The I-Man's Blog: Pelosi Out, Boehner In
Don’t worry. In two years we get to vote these bastards out. Of course, not a great deal gets done in this manner, but, if you are familiar with my thinking, this is “just the way it is.” Happens every couple of years and it has happened again: We have just exchanged one set of crooks for another set of crooks.
So, Republicans make gains in the Senate and will take control of the House. Wonderful. The only visible change will be the absence of a woman at the Speaker’s rostrum who appears to be mummified, and the debut there of a man who appears to have been dipped in emulsified Cheez-Its. Nancy Pelosi, out; John Boehner, in.
You thought Ms. Pelosi was a long day? They’ll have to come up with a new method of telling time to measure Boehner’s capacity to wear you out. And it already started with that horrifying display of blubbering the other night when Boehner was addressing his supporters at the Grand Hyatt in Washington. How many people in that room do you think were saying to themselves, as Boehner went all “Mike Schmidt” on them, “and I actually voted for this pansy?” That was gruesome. Talk about needing to “man up.” Jesus. The guy is going to be second in line for the Oval Office, for godssake… And he’s crying? Explain to me what message that sends to Bin Laden.

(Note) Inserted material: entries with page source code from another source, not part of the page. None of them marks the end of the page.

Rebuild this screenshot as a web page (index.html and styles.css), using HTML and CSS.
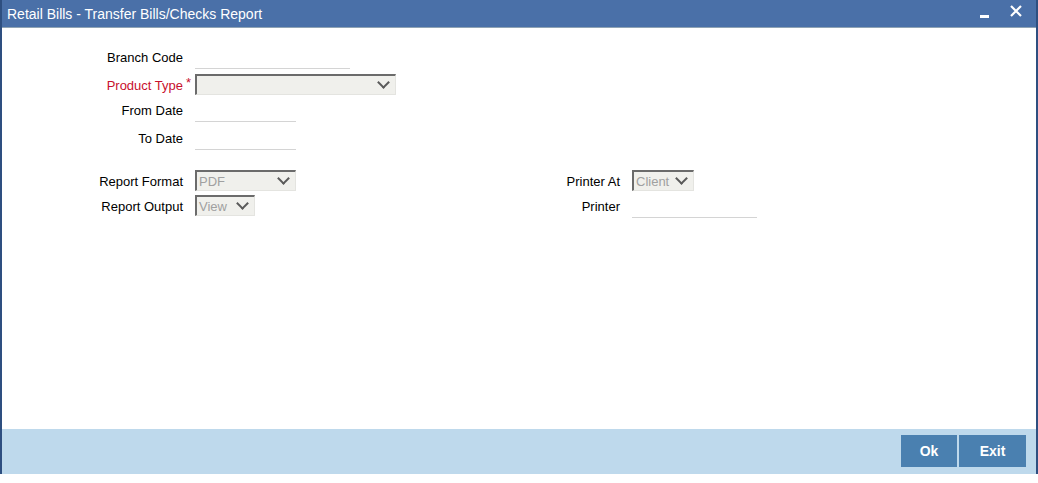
FILE: index.html
```html
<!DOCTYPE html>
<html>
<head>
<meta charset="utf-8">
<link rel="stylesheet" href="styles.css">
</head>
<body>
<div class="window">
  <div class="titlebar">
    <span class="title">Retail Bills - Transfer Bills/Checks Report</span>
    <span class="controls">
      <span class="min"></span>
      <svg class="close" width="12" height="12" viewBox="0 0 12 12"><path d="M1 1L11 11M11 1L1 11" stroke="#fff" stroke-width="2.2"/></svg>
    </span>
  </div>
  <div class="content">
    <div class="group top">
      <div class="row r1"><label class="lbl">Branch Code</label><span class="line w155"></span></div>
      <div class="row r2"><label class="lbl req">Product Type<span class="star">*</span></label><span class="sel w201"><span class="val"></span><span class="chev"></span></span></div>
      <div class="row r3"><label class="lbl">From Date</label><span class="line w101"></span></div>
      <div class="row r4"><label class="lbl">To Date</label><span class="line w101"></span></div>
    </div>
    <div class="cols">
      <div class="group">
        <div class="row r5"><label class="lbl">Report Format</label><span class="sel dis w101"><span class="val">PDF</span><span class="chev"></span></span></div>
        <div class="row r6"><label class="lbl">Report Output</label><span class="sel dis w60"><span class="val">View</span><span class="chev"></span></span></div>
      </div>
      <div class="group right">
        <div class="row r5"><label class="lbl lbl2">Printer At</label><span class="sel dis w62"><span class="val">Client</span><span class="chev"></span></span></div>
        <div class="row r6"><label class="lbl lbl2">Printer</label><span class="line w125"></span></div>
      </div>
    </div>
  </div>
  <div class="footer">
    <button class="btn ok">Ok</button><button class="btn exit">Exit</button>
  </div>
</div>
</body>
</html>
```
FILE: styles.css
```css
html, body { margin: 0; padding: 0; background: #fff; }
body { width: 1038px; height: 483px; overflow: hidden; font-family: "Liberation Sans", Arial, sans-serif; font-size: 13px; color: #000; }
.window { width: 1034px; height: 474px; border-left: 2px solid #2e4f80; border-right: 2px solid #2e4f80; display: flex; flex-direction: column; }
.titlebar { height: 28px; background: #4a70a8; border-bottom: 1px solid #8fa3b4; display: flex; align-items: center; justify-content: space-between; padding: 0 0 0 5px; box-sizing: border-box; flex: none; }
.title { color: #fff; font-size: 14px; }
.controls { display: flex; align-items: center; gap: 21px; margin-right: 14px; margin-top: -6px; }
.min { width: 9px; height: 3px; background: #fff; margin-top: 11px; }
.close { display: block; }
.content { flex: 1; position: relative; }
.group { display: flex; flex-direction: column; }
.top { padding-top: 17px; }
.row { display: flex; align-items: center; }
.lbl { width: 181px; text-align: right; padding-right: 12px; box-sizing: content-box; flex: none; line-height: 15px; padding-top: 2px; }
.req { color: #c8102e; position: relative; }
.star { position: absolute; right: 4px; top: -1px; color: #c8102e; font-size: 13px; }
.r1 { height: 22px; }
.r1 .line { margin-top: 25px; }
.r2 { height: 22px; margin-top: 6px; }
.r3 { height: 22px; margin-top: 3px; }
.r3 .line, .r4 .line { margin-top: 24px; }
.r4 { height: 22px; margin-top: 6px; }
.line { display: block; height: 1px; background: #d4d4d4; }
.w155 { width: 155px; }
.w101 { width: 101px; }
.w125 { width: 125px; }
.w201 { width: 201px; }
.w60 { width: 60px; }
.w62 { width: 62px; }
.sel { display: flex; align-items: center; justify-content: space-between; height: 21px; box-sizing: border-box; background: #f0f0ec; border-top: 2px solid #6b6b6b; border-left: 2px solid #6b6b6b; border-right: 1px solid #e4e4e0; border-bottom: 1px solid #e4e4e0; padding: 0 5px 0 2px; }
.val { color: #a0a0a0; font-size: 13px; }
.chev { width: 7px; height: 7px; border-right: 2px solid #5a5a5a; border-bottom: 2px solid #5a5a5a; transform: rotate(45deg); margin-top: -5px; margin-right: 2px; }
.cols { display: flex; padding-top: 22px; }
.r5 { height: 21px; }
.r5 .lbl { padding-top: 1px; }
.r6 { height: 21px; margin-top: 4px; }
.r6 .line { margin-top: 23px; }
.right { margin-left: 256px; }
.lbl2 { width: 68px; }
.footer { height: 45px; background: #bed9ec; flex: none; display: flex; justify-content: flex-end; align-items: flex-start; padding: 6px 10px 0 0; box-sizing: border-box; }
.btn { height: 32px; background: #4a80b0; color: #fff; border: none; font-family: "Liberation Sans", Arial, sans-serif; font-size: 14px; font-weight: bold; padding: 0; margin: 0; }
.ok { width: 56px; margin-right: 2px; }
.exit { width: 67px; }
```
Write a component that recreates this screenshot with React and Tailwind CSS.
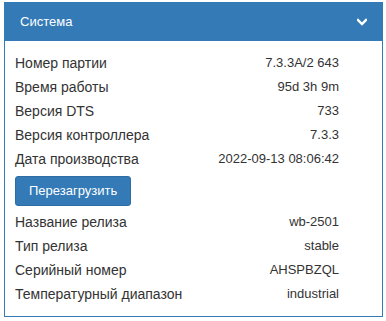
export default function App() {
  const rows1 = [
    ["Номер партии", "7.3.3A/2 643"],
    ["Время работы", "95d 3h 9m"],
    ["Версия DTS", "733"],
    ["Версия контроллера", "7.3.3"],
    ["Дата производства", "2022-09-13 08:06:42"],
  ];
  const rows2 = [
    ["Название релиза", "wb-2501"],
    ["Тип релиза", "stable"],
    ["Серийный номер", "AHSPBZQL"],
    ["Температурный диапазон", "industrial"],
  ];
  const Row = ({ l, v }) => (
    <div className="flex h-[24px] items-center justify-between">
      <span className="text-[14px]">{l}</span>
      <span className="text-[13px]">{v}</span>
    </div>
  );
  return (
    <div className="bg-white pl-[4px] pt-[2px] w-[386px] h-[321px]" style={{ fontFamily: '"Liberation Sans", Arial, sans-serif' }}>
      <div className="w-[379px] border border-[#337ab7]">
        <div className="h-[38px] bg-[#337ab7] flex items-center justify-between pl-[15px] pr-[15px] text-white text-[13px]">
          <span>Система</span>
          <svg width="10" height="8" viewBox="0 0 10 8">
            <path d="M1 2 L5 6 L9 2" stroke="white" strokeWidth="2.4" fill="none" strokeLinecap="square" />
          </svg>
        </div>
        <div className="pl-[10px] pt-[10px] pb-[10px] w-[334px] text-[#333]">
          {rows1.map(([l, v]) => <Row key={l} l={l} v={v} />)}
          <div className="mt-[5px] mb-[4px]">
            <button className="h-[30px] px-[13px] bg-[#337ab7] border border-[#2e6da4] rounded-[3px] text-white text-[13px]">Перезагрузить</button>
          </div>
          {rows2.map(([l, v]) => <Row key={l} l={l} v={v} />)}
        </div>
      </div>
    </div>
  );
}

And every last one of these new people is swearing that they won’t be joining the Washington culture club. Incorruptible. “Mr. Smith Goes to Washington.” But there, waiting for “Mr. Smith,” is Trent Lott. Washington’s answer to Don Vito Corleone. He’s already said – already – that he’s salivating at the thought of co-opting these doofusses within seconds of them landing on Capitol Hill. How’s that work? There’s a knock on “Aqua Buddha” Rand Paul’s Senate office door…he opens it…and there stands the equivalent of Luca Brasi saying, “We need to talk.”
The bottom line isn’t complicated: The faces are changing. But not their two-faced nature. And the chances of anything actually improving, sadly, are just about zero.
So, when fugly Frank Luntz or some other pollster approaches you two years down the road and asks whether you’re “better off today than you were in 2010,” you can feel confident in replying, “Yes,” if your previous address was Mogadishu.